##### Dataset extract #####

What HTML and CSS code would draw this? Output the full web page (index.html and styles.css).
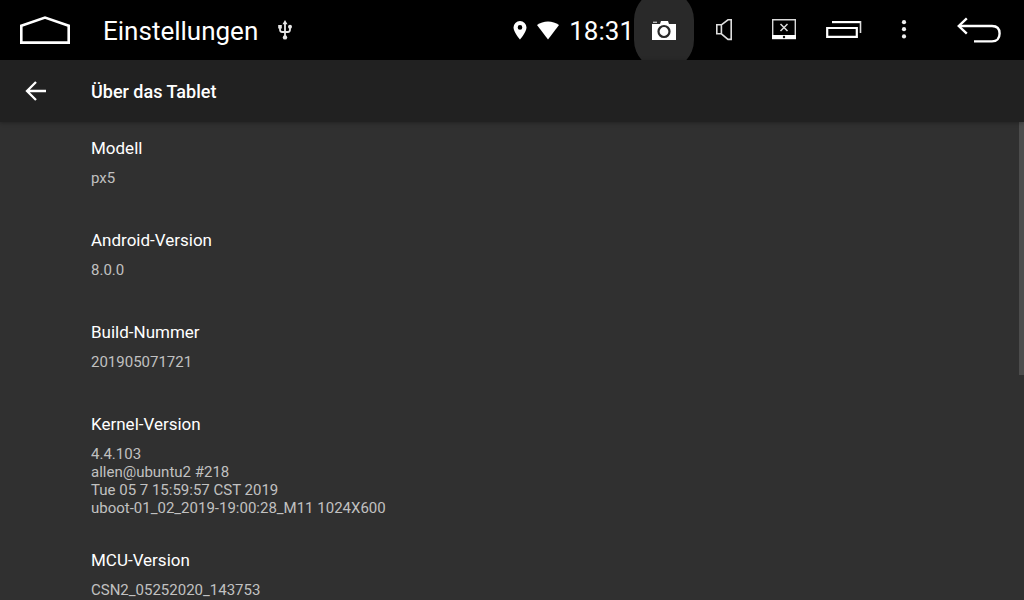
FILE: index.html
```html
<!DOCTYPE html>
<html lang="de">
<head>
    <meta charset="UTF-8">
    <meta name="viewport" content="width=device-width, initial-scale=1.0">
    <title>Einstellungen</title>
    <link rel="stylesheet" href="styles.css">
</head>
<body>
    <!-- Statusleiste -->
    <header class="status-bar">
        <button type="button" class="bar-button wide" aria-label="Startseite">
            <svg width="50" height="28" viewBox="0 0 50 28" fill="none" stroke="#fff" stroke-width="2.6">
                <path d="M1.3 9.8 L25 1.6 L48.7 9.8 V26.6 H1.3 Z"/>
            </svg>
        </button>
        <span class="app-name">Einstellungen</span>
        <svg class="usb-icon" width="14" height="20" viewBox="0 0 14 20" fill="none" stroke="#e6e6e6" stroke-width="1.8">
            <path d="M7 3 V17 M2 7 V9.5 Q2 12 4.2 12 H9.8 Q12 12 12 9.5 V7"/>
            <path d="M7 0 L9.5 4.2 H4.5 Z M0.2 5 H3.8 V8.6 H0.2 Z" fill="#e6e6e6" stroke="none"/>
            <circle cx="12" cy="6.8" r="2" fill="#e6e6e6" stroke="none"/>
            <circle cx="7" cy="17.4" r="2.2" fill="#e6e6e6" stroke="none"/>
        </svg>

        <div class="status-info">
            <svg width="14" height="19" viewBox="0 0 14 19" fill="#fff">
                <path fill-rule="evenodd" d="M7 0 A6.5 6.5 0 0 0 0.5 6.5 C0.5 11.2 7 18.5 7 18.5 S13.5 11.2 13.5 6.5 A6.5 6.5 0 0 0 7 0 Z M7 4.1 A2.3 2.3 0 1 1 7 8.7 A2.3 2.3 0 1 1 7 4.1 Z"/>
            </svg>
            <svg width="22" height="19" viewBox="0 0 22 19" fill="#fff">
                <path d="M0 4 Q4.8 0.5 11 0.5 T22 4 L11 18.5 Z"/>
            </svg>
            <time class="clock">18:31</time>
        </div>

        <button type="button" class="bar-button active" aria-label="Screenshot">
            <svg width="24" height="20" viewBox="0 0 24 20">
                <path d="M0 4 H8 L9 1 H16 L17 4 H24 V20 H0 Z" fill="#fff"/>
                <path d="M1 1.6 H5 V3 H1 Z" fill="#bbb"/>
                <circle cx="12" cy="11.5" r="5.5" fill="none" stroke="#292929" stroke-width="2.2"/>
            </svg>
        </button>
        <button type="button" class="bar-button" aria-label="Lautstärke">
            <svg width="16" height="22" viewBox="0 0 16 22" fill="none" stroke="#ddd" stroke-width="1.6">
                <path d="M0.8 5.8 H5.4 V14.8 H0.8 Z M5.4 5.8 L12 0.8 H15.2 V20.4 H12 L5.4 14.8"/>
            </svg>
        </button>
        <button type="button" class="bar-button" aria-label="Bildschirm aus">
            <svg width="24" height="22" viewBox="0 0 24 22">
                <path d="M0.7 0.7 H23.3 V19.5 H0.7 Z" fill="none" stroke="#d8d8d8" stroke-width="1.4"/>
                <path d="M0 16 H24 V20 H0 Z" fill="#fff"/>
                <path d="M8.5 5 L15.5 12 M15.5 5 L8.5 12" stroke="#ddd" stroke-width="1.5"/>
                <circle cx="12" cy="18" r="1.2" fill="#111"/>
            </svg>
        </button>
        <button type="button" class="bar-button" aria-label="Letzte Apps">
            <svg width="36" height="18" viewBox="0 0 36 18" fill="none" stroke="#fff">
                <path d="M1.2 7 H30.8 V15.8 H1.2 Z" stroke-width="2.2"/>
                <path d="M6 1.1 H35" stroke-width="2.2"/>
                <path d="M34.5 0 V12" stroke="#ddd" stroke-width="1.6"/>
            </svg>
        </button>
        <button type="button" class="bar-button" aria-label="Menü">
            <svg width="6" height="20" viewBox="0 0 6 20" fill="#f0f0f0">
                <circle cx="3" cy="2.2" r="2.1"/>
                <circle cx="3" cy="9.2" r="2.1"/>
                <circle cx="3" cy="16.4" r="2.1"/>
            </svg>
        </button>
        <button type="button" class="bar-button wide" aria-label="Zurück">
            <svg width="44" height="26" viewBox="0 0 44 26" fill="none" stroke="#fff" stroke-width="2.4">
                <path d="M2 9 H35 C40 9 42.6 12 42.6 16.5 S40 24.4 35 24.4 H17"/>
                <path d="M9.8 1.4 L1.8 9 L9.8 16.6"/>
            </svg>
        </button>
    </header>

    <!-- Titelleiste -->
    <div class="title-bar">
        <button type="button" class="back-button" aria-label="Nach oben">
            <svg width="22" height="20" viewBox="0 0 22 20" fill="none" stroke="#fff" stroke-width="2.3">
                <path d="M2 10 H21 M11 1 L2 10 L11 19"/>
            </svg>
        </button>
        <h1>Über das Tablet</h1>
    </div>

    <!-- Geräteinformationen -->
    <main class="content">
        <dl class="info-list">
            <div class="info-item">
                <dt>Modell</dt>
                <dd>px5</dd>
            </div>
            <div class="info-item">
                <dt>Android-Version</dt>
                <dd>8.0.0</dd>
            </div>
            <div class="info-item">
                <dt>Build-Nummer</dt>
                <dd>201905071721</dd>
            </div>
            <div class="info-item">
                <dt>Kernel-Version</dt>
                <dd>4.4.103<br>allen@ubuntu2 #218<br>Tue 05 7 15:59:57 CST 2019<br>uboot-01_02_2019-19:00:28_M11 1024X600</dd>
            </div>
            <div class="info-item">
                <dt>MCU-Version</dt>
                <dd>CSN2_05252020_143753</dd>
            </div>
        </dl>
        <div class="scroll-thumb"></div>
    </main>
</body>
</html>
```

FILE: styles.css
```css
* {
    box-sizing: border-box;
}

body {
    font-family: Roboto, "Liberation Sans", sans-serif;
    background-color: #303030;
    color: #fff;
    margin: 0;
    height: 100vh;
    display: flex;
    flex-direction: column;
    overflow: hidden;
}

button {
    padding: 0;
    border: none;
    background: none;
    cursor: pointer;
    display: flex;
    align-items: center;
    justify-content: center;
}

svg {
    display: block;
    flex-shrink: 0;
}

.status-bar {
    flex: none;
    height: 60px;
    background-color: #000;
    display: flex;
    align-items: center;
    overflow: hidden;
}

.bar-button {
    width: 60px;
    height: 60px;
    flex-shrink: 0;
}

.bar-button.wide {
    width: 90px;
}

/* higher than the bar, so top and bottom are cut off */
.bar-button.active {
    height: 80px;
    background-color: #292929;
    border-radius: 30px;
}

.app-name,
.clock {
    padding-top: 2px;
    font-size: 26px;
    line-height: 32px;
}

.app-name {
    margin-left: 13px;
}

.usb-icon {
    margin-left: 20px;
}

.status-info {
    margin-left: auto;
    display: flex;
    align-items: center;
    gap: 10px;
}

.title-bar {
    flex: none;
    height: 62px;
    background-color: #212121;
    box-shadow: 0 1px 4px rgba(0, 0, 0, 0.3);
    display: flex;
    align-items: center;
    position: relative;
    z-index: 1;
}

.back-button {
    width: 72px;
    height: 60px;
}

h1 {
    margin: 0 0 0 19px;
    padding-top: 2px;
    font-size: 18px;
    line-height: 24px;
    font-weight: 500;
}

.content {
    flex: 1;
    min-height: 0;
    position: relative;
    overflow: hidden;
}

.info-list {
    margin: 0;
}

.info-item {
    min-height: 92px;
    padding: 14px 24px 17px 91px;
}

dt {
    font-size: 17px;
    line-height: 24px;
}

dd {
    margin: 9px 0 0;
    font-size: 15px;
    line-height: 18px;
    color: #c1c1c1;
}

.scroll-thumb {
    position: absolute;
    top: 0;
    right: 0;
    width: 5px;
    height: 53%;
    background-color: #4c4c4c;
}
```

#####

• Problem details:
What is the number of lines holding the word "styles"? State it alone.

• Reply:
3